Den letzen rund 800m über Asphalt und Kopfsteinpflaster lasse ich es dann austrudeln. Sicher ist sicher, bevor es mich auf dem abschüssigen Weg vielleicht doch noch zerlegt. In der letzten Kurve vor dem Ziel schau ich nochmal auf die Uhr, erwarte eine Zeit so etwa zwei bis drei Minuten schlechter als 2017 und sehe stattdessen, dass ich fast zeitgleich mit der Zeit von vorletztem Jahr bin. Noch rund 20 Sekunden, durch das Zelt auf den Karlsplatz und ins Ziel.
Der Dauerregen läd leider nicht dazu ein noch auf dem Gelände zu bleiben und so geht's nach dem Umziehen direkt nach Hause zu einem warmen Bad.
Fazit: So herrlich die Strecke bei diesem Wetter zu laufen war, so ungeeignet finde ich das Veranstaltungsgelände, da letztendlich viel zu beengt für alle Teilnehmer, nur ein kleines Zelt zum Unterstellen ist einfach zu wenig. Startnummernausgabe und Maultaschenparty am Vortag liefen einwandfrei. Was mich auf dem Lauf ein wenig verwundert hat, war, dass an der Treppe gleich an zwei stellen Sanitäter bereitstanden, hinunter an den technischen Passagen jedoch gar keine.
Auch wenn ich mit meinem Lauf nicht zufrieden bin, hab' ich's letztendlich doch noch richtig genossen.

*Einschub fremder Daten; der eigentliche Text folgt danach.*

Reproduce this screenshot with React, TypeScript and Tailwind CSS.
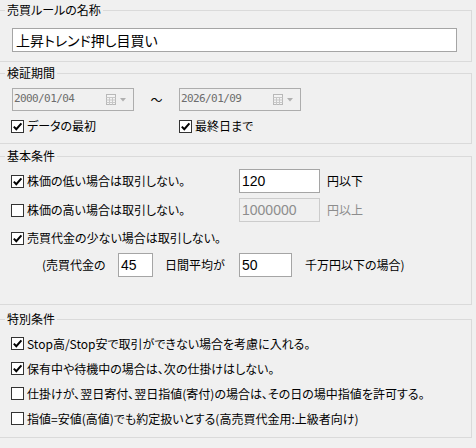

Die Zeit mit 1:05:22 und am Ende Platz 82 von 212 ist mir relativ egal. Als wichtigste Erkenntnis nehme ich mit, dass ich bei kaltem Regenwetter unter Umständen besser wieder mit Kontaktlinsen statt mit Sportbrille laufen sollte. Für kommendes Wochenende, zum Abschluss des Trailcups ist zum Glück wieder besseres Wetter angesagt.